= GIVEN TASK =
Look through the listing and locate every line containing the word "components"; copy those lines.

= INFORMATION GIVEN =
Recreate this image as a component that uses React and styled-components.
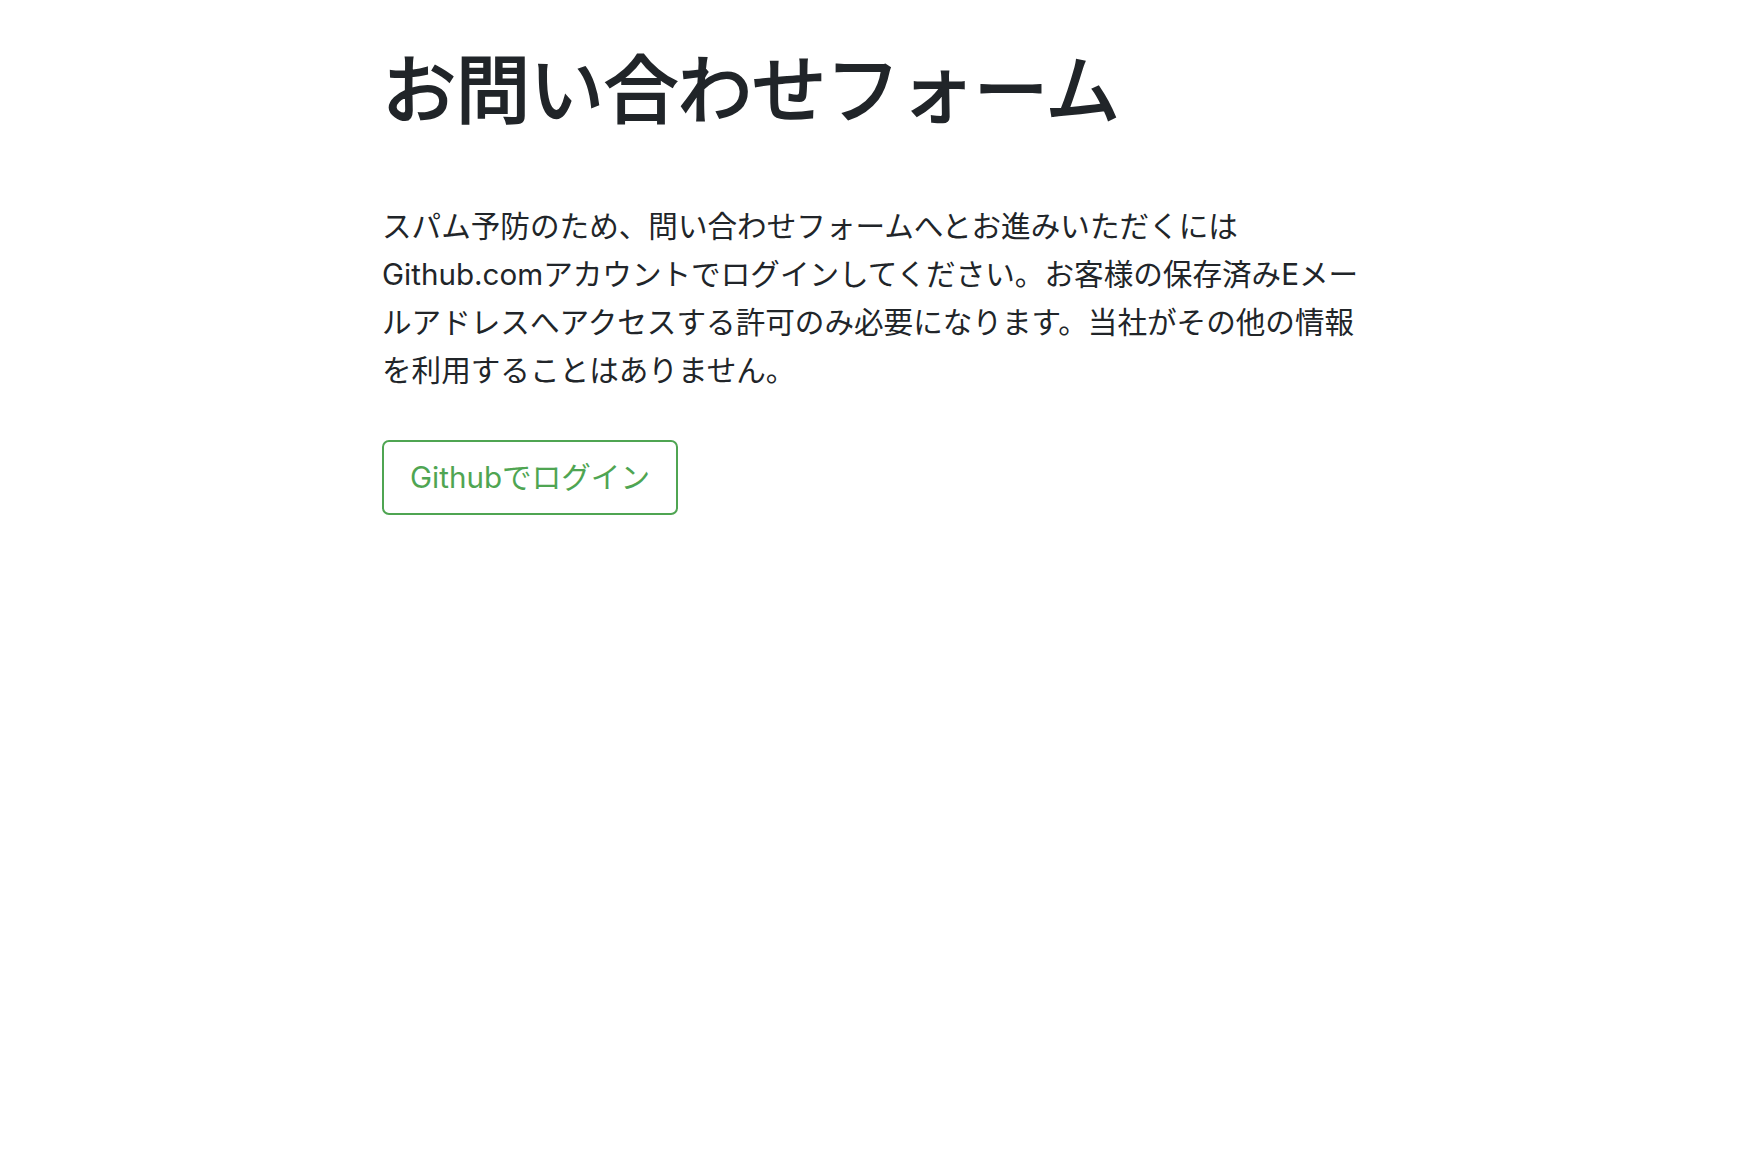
import React from 'react';
import styled, { createGlobalStyle } from 'styled-components';

const GlobalStyle = createGlobalStyle`
  body {
    margin: 0;
    background: #fff;
    color: #212529;
    font-family: Inter, "Noto Sans CJK JP", sans-serif;
  }
`;

const Container = styled.div`
  width: 996px;
  margin: 0 auto;
  padding-top: 46px;
`;

const Title = styled.h1`
  margin: 0 0 67px;
  font-size: 74px;
  font-weight: 400;
  -webkit-text-stroke: 2.2px #212529;
  line-height: 1.2;
  color: #212529;
`;

const Lead = styled.p`
  margin: 0 0 46px;
  font-size: 29.6px;
  line-height: 48px;
`;

const LoginButton = styled.button`
  display: inline-block;
  padding: 13px 26px;
  font-family: inherit;
  font-size: 29.6px;
  line-height: 45px;
  color: #4fa552;
  background: transparent;
  border: 2px solid #4fa552;
  border-radius: 7px;
  cursor: pointer;
`;

// Contact form gate
const App = () => (
  <>
    <GlobalStyle />
    <Container>
      <Title>お問い合わせフォーム</Title>
      <Lead>
        スパム予防のため、問い合わせフォームへとお進みいただくにはGithub.comアカウントでログインしてください。お客様の保存済みEメールアドレスへアクセスする許可のみ必要になります。当社がその他の情報を利用することはありません。
      </Lead>
      <LoginButton>Githubでログイン</LoginButton>
    </Container>
  </>
);

export default App;
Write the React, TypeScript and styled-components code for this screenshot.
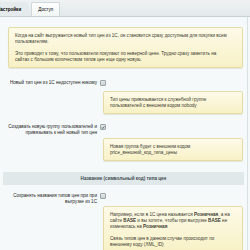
import React, { FC } from 'react'
import styled, { createGlobalStyle } from 'styled-components'

const Global = createGlobalStyle`
  html, body {
    margin: 0;
    padding: 0;
    background: #f5f9f9;
    font-family: "Liberation Sans", Arial, sans-serif;
  }
`

const Page = styled.div`
  width: 250px;
  height: 250px;
  overflow: hidden;
  background: #f5f9f9;
`

const TabBar = styled.div`
  display: flex;
  align-items: flex-end;
  gap: 3px;
  height: 16px;
  background: linear-gradient(#eef2f3, #e3e9eb);
  border-bottom: 1px solid #c7d1d4;
  overflow: hidden;
`

const Tab = styled.div<{ $active?: boolean }>`
  height: 13px;
  padding: 0 6px;
  display: flex;
  align-items: center;
  font-size: 4.6px;
  color: #000;
  white-space: nowrap;
  font-weight: ${p => (p.$active ? 'bold' : 'normal')};
  background: ${p => (p.$active ? '#e5ebec' : 'linear-gradient(#ffffff, #f1f4f5)')};
  border: 1px solid ${p => (p.$active ? 'transparent' : '#cfd8da')};
  border-bottom: none;
  border-radius: 2px 2px 0 0;
  &:first-child {
    margin-left: -10px;
  }
`

const Content = styled.div`
  width: 247px;
  padding-top: 10px;
  border-right: 1px solid #d8e1e3;
  min-height: 240px;
`

const Note = styled.div<{ $top?: number }>`
  margin-top: ${p => p.$top ?? 0}px;
  padding: 5px 6px 4px;
  background: linear-gradient(#fdfae8, #f8f1c6);
  border: 1px solid #e4dba6;
  border-radius: 2px;
  box-shadow: 0 1px 1px rgba(180, 170, 120, 0.25);
  font-size: 4.6px;
  line-height: 6px;
  white-space: nowrap;
  color: #3a3a30;
  p {
    margin: 0;
  }
  p + p {
    margin-top: 6px;
  }
`

const TopNote = styled(Note)`
  margin-left: 8px;
  width: 221px;
`

const Row = styled.div<{ $top: number }>`
  display: grid;
  grid-template-columns: 97px 1fr;
  column-gap: 3px;
  margin-top: ${p => p.$top}px;
`

const Label = styled.div`
  text-align: right;
  font-size: 4.6px;
  line-height: 6px;
  white-space: nowrap;
  color: #1e1e1e;
`

const HintNote = styled(Note)`
  grid-column: 2;
  margin-left: 3px;
  width: 126px;
`

const Check = styled.span`
  display: inline-flex;
  align-items: center;
  justify-content: center;
  width: 6px;
  height: 6px;
  box-sizing: border-box;
  border: 1px solid #9aa6aa;
  border-radius: 1px;
  background: linear-gradient(#e6eaeb, #c9d0d2);
  svg {
    display: block;
  }
`

const Heading = styled.div`
  margin: 11px 3px 0;
  height: 13px;
  display: flex;
  align-items: center;
  justify-content: center;
  background: #e0e8ea;
  font-size: 4.6px;
  font-weight: bold;
  color: #3f4c50;
`

const Checkbox: FC<{ checked?: boolean }> = ({ checked }) => (
  <Check>
    {checked && (
      <svg width="5" height="5" viewBox="0 0 10 10">
        <path d="M2 5 L4.2 7.5 L8.5 2" fill="none" stroke="#4a5256" strokeWidth="1.8" />
      </svg>
    )}
  </Check>
)

export default function App() {
  return (
    <Page>
      <Global />
      <TabBar>
        <Tab $active>Настройки</Tab>
        <Tab>Доступ</Tab>
      </TabBar>
      <Content>
        <TopNote>
          <p>
            Когда на сайт выгружается новый тип цен из 1С, он становится сразу доступным для покупки всем
            <br />
            пользователям.
          </p>
          <p>
            Это приводит к тому, что пользователи покупают по неверной цене. Трудно сразу заметить на
            <br />
            сайтах с большим количеством типов цен еще одну новую.
          </p>
        </TopNote>

        <Row $top={12}>
          <Label>Новый тип цен из 1С недоступен никому</Label>
          <Checkbox />
        </Row>
        <Row $top={5}>
          <HintNote>
            <p>
              Тип цены привязывается к служебной группе
              <br />
              пользователей с внешним кодом nobody
            </p>
          </HintNote>
        </Row>

        <Row $top={10}>
          <Label>
            Создавать новую группу пользователей и
            <br />
            привязывать к ней новый тип цен
          </Label>
          <Checkbox checked />
        </Row>
        <Row $top={2}>
          <HintNote>
            <p>
              Новая группа будет с внешним кодом
              <br />
              price_внешний_код_типа_цены
            </p>
          </HintNote>
        </Row>

        <Heading>Название (символьный код) типа цен</Heading>

        <Row $top={8}>
          <Label>
            Сохранять названия типов цен при при
            <br />
            выгрузке из 1С
          </Label>
          <Checkbox />
        </Row>
        <Row $top={1}>
          <HintNote>
            <p>
              Например, если в 1С цена называется <b>Розничная</b>, а на
              <br />
              сайте <b>BASE</b> и вы хотите, чтобы при выгрузке <b>BASE</b> не
              <br />
              изменилась на <b>Розничная</b>
            </p>
            <p>
              Связь типов цен в данном случае происходит по
              <br />
              внешнему коду (XML_ID)
            </p>
          </HintNote>
        </Row>
      </Content>
    </Page>
  )
}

= EXERCISE OUTPUT =
Recreate this image as a component that uses React and styled-components.
import styled, { createGlobalStyle } from 'styled-components';
Write the React, TypeScript and styled-components code for this screenshot.
import styled, { createGlobalStyle } from 'styled-components'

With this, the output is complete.